Si les experts et les signes semblent nous indiquer une sortie de crise annoncée pour les prochains mois le recul de 9% en valeur au troisième trimestre 2009 par rapport à 2008 pour le secteur de l’habillement annonce lui des temps difficiles pour ce secteur. Est-ce que les changements de consommation de ménage ne vont-ils pas s’inscrire dans la durée ? Pourtant la mode n’a jamais été aussi populaire et les consommatrices ressentent l’achat mode comme avant tout un achat plaisir. Dans ce contexte difficile l’habillement français est particulièrement touché. La production française selon l’Ifm devrait être en recul de 25% en 2009. Les principaux acteurs du secteur pensent que le point le plus bas a été atteint et qu’on s’avance vers un redémarrage de la production et de la consommation.

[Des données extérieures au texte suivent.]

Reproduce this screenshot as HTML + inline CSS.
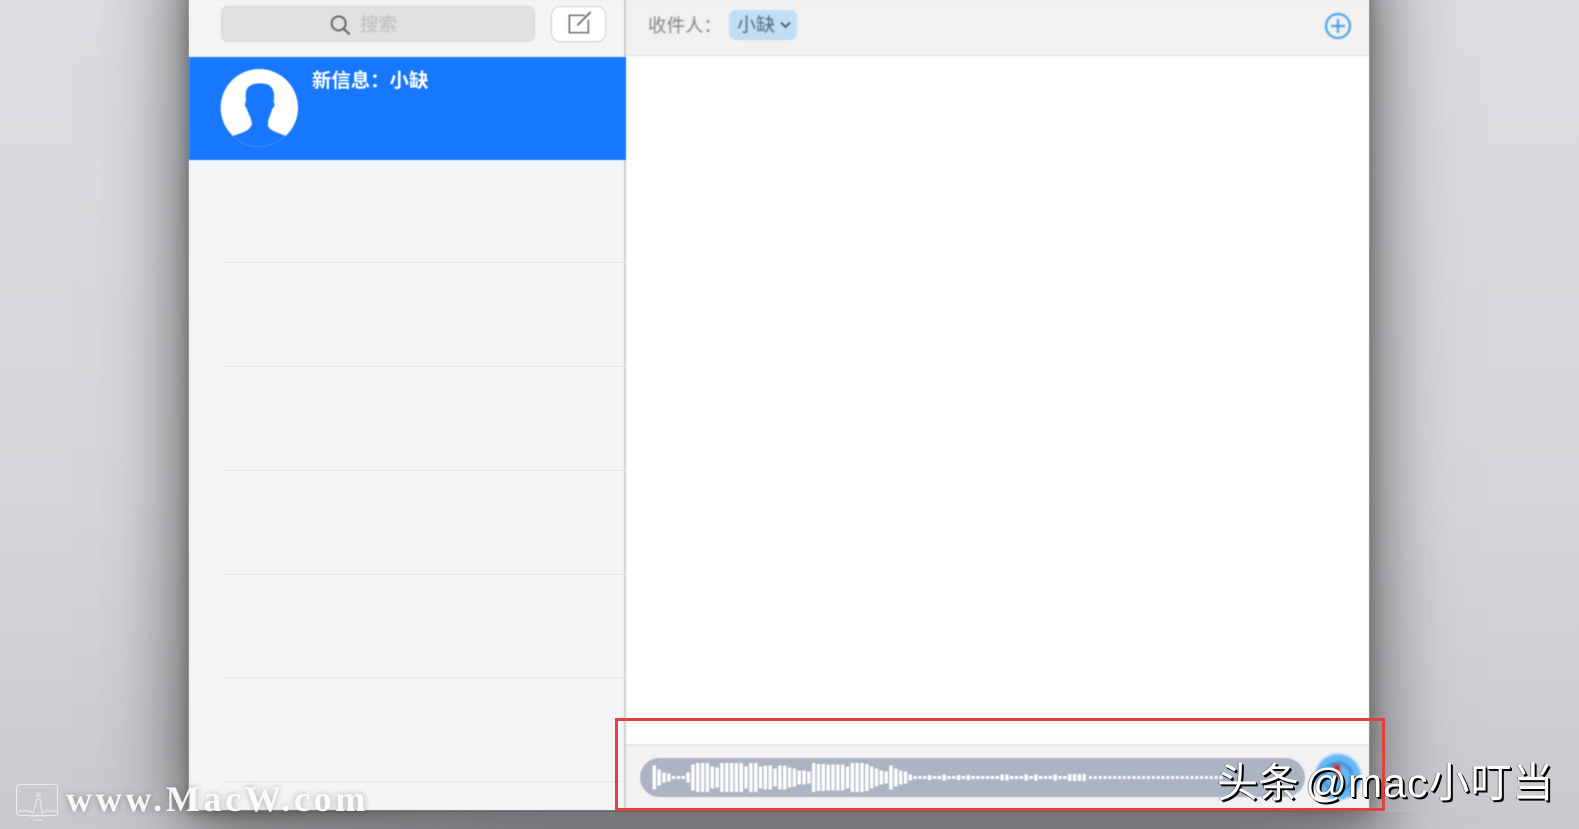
<!DOCTYPE html>
<html lang="zh"><head><meta charset="utf-8"><style>
html,body{margin:0;padding:0;width:1579px;height:829px;overflow:hidden}
body{position:relative;background:linear-gradient(180deg,#dcdde0 0%,#d6d7da 60%,#c8c9cc 100%);font-family:"Liberation Sans","Noto Sans CJK SC",sans-serif}
.a{position:absolute}
.line{position:absolute;left:221px;width:405px;height:1px;background:#e8e8ea}
</style></head><body>
<div class="a" style="left:189px;top:-60px;width:1180px;height:870px;box-shadow:0 12px 75px 4px rgba(0,0,0,.62),0 4px 16px rgba(0,0,0,.28)"></div>
<div class="a" style="left:0;top:812px;width:1579px;height:17px;background:linear-gradient(90deg,rgba(120,120,124,0) 12%,#77777b 35%,#77777b 78%,rgba(120,120,124,0) 90%)"></div>
<div class="a" id="w" style="left:189px;top:0;width:1180px;height:810px;background:#fff;overflow:hidden;filter:blur(.5px)">
 <div class="a" style="left:0;top:0;width:437px;height:810px;background:#f4f4f6;border-right:2px solid #cdcdcf;box-sizing:border-box"></div>
 <div class="a" style="left:437px;top:0;width:743px;height:56px;background:#f1f1f2;border-bottom:1px solid #dcdcdd;box-sizing:border-box"></div>
 <div class="a" style="left:437px;top:744px;width:743px;height:66px;background:#f2f2f3;border-top:2px solid #e3e3e4;box-sizing:border-box"></div>
 <div class="a" style="left:0;top:56.500px;width:437px;height:103.500px;background:#1777ff"></div>
</div>
<div class="line" style="top:262px"></div><div class="line" style="top:366px"></div><div class="line" style="top:470px"></div><div class="line" style="top:574px"></div><div class="line" style="top:677px"></div><div class="line" style="top:781px"></div>
<div class="a" style="left:221px;top:6px;width:314px;height:36px;background:#e0e0e1;border-radius:7px;box-shadow:inset 0 0 0 1px #d8d8d9;filter:blur(.5px)"></div>
<div class="a" style="left:552px;top:7px;width:53px;height:34px;background:#fff;border-radius:8px;box-shadow:0 0 0 1px #d0d0d2,0 1px 1px #bbb;filter:blur(.5px)"></div>
<svg class="a" style="left:180px;top:0;filter:blur(.6px)" width="460" height="170" viewBox="0 0 1380 510">
 <circle cx="238" cy="323" r="116" fill="#fff"/>
 <path fill="#1777ff" d="M160 408C182 398 208 396 216 372C214 352 204 340 200 325L194 316L198 300C196 285 196 272 204 262C214 252 226 250 240 250C258 250 272 254 278 268C284 282 282 295 281 305L284 316L276 328C272 345 262 358 264 378C272 394 295 398 318 408C290 432 260 440 238 440C210 440 180 430 160 408Z"/>
 <path fill="none" stroke="#4e97fb" stroke-width="2" d="M160 408C180 430 210 440 238 440C260 440 290 432 315 408"/>
 <circle cx="476" cy="70" r="21" fill="none" stroke="#6a6a6a" stroke-width="6"/>
 <path d="M491 86L507 101" stroke="#6a6a6a" stroke-width="7" stroke-linecap="round"/>
 <path d="M1214 46H1168V98H1225V60" fill="none" stroke="#777" stroke-width="5"/>
 <path d="M1192 76L1232 36" stroke="#777" stroke-width="6"/>
</svg>
<div class="a" style="left:360px;top:13px;font-size:18.500px;line-height:24px;color:#bcbcbe;filter:blur(.7px)">搜索</div>
<div class="a" style="left:312px;top:69px;font-size:19.400px;line-height:25px;font-weight:700;color:#fff;filter:blur(.5px);white-space:nowrap">新信息：小缺</div>
<div class="a" style="left:648px;top:14px;font-size:18.500px;line-height:24px;color:#858585;filter:blur(.7px);white-space:nowrap">收件人：</div>
<div class="a" style="left:729px;top:10px;width:68px;height:30px;border-radius:7px;background:#c2def5;filter:blur(.5px)"></div>
<div class="a" style="left:737px;top:14px;font-size:19px;line-height:24px;color:#55687a;filter:blur(.7px);white-space:nowrap">小缺</div>
<svg class="a" style="left:779px;top:20px;filter:blur(.4px)" width="14" height="10"><path d="M2 2.500L6.500 7L11 2.500" fill="none" stroke="#55687a" stroke-width="2"/></svg>
<svg class="a" style="left:1320px;top:8px;filter:blur(.7px)" width="36" height="36">
 <circle cx="18" cy="18" r="12" fill="none" stroke="#48a3e4" stroke-width="2.200"/>
 <path d="M18 11V25M11 18H25" stroke="#48a3e4" stroke-width="2.200"/>
</svg>
<div class="a" style="left:640px;top:758px;width:665px;height:39px;border-radius:20px;background:#acb3c2;filter:blur(.4px)"></div>
<svg class="a" style="left:0;top:0;filter:blur(.5px)" width="1579" height="829">
 <g transform="translate(654.300 777.500) scale(4.830 1)" stroke="#fff" stroke-width=".72" fill="none">
  <path d="M0-12v24M1-8v16M2-5v10M3-4v8M4-1.500v3M5-1.500v3M6-1.500v3M7-5v10M8-13v26M9-14.500v29M10-14.500v29M11-14.500v29M12-11v22M13-10v20M14-14.500v29M15-14.500v29M16-14.500v29M17-14.500v29M18-14.500v29M19-11v22M20-14.500v29M21-14.500v29M22-11v22M23-12v24M24-12v24M25-9v18M26-12v24M27-12v24M28-10v20M29-9v18M30-7v14M31-7v14M32-6v12M33-14.500v29M34-13.500v27M35-13.500v27M36-13v26M37-13v26M38-13v26M39-13v26M40-11v22M41-14.500v29M42-14.500v29M43-14.500v29M44-13.500v27M45-11v22M46-9v18M47-7v14M48-6v12M49-12v24M50-9v18M51-7v14M52-6v12M53-3v6M54-1.500v3M55-1.500v3M56-1.500v3M57-2.500v5M58-1.500v3M59-1.500v3M60-3v6M61-1.500v3M62-1.500v3M63-2.500v5M64-1.500v3M65-2.500v5M66-1.500v3M67-1.500v3M68-1.500v3M69-1.500v3M70-1.500v3M71-1.500v3M72-3v6M73-3v6M74-1.500v3M75-1.500v3M76-1.500v3M77-3v6M78-1.500v3M79-3v6M80-1.500v3M81-1.500v3M82-1.500v3M83-3v6M84-1.500v3M85-1.500v3M86-3.500v7M87-3.500v7M88-3.500v7M89-3.500v7"/>
  <path stroke-width="3" stroke-dasharray=".62 .38" d="M90 0H118"/>
 </g>
</svg>
<svg class="a" style="left:1314px;top:753px;filter:blur(1.400px)" width="48" height="48">
 <circle cx="24" cy="24" r="23" fill="#66b8f3"/>
 <circle cx="24" cy="24" r="14" fill="none" stroke="#3f8fd6" stroke-width="3"/>
 <path d="M19 12h7v12h-4z" fill="#e8201c"/>
</svg>
<div class="a" style="left:615px;top:718px;width:770px;height:93px;box-sizing:border-box;border:3px solid #e2403f"></div>
<svg class="a" style="left:15px;top:783px;opacity:.85" width="46" height="46" fill="none" stroke="#f2f2f2" stroke-width="1">
 <rect x="1.500" y="1.500" width="41" height="31" rx="3"/>
 <path d="M3 28H14L18 30L22 16L25 16L27 30L31 28H42M22 10h3v3h-3zM14 33H31M18 37H28"/>
</svg>
<div class="a" style="left:66px;top:779px;font-family:'Liberation Serif','Noto Serif CJK SC',serif;font-weight:700;font-size:36px;line-height:40px;letter-spacing:3.700px;color:rgba(255,255,255,.92);white-space:nowrap;text-shadow:0 0 7px rgba(0,0,0,.3)">www.MacW.com</div>
<div class="a" style="left:1217px;top:758px;font-size:41px;line-height:50px;word-spacing:-5px;color:#fff;white-space:nowrap;text-shadow:2px 2px 0 #000,1px 1px 0 #000,-1px 0 0 rgba(0,0,0,.35)">头条 <span style="letter-spacing:1px">@mac小叮当</span></div>
</body></html>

En résumé on peut dire que cette crise économique aura bouleversé de façon irréversible le marché du textile dans le monde, en Europe, et particulièrement en France. Les modes de consommation de la Mode ont changé, ils sont plus réfléchis. Les circuits de distribution ont eux aussi évolué vers plus de segmentations et de créativité avec des offres prix et produits plus larges. La domination des enseignes au détriment des détaillants semble inéluctable. Au niveau de la production française, elle devra s’adapter aux nouvelles exigences et prospecter les marchés émergents tout en gardant sa spécificité notamment au niveau de son savoir-faire. C’est certain cette crise aura cousu d’un nouveau fil les contours hexagonaux du secteur de l’habillement.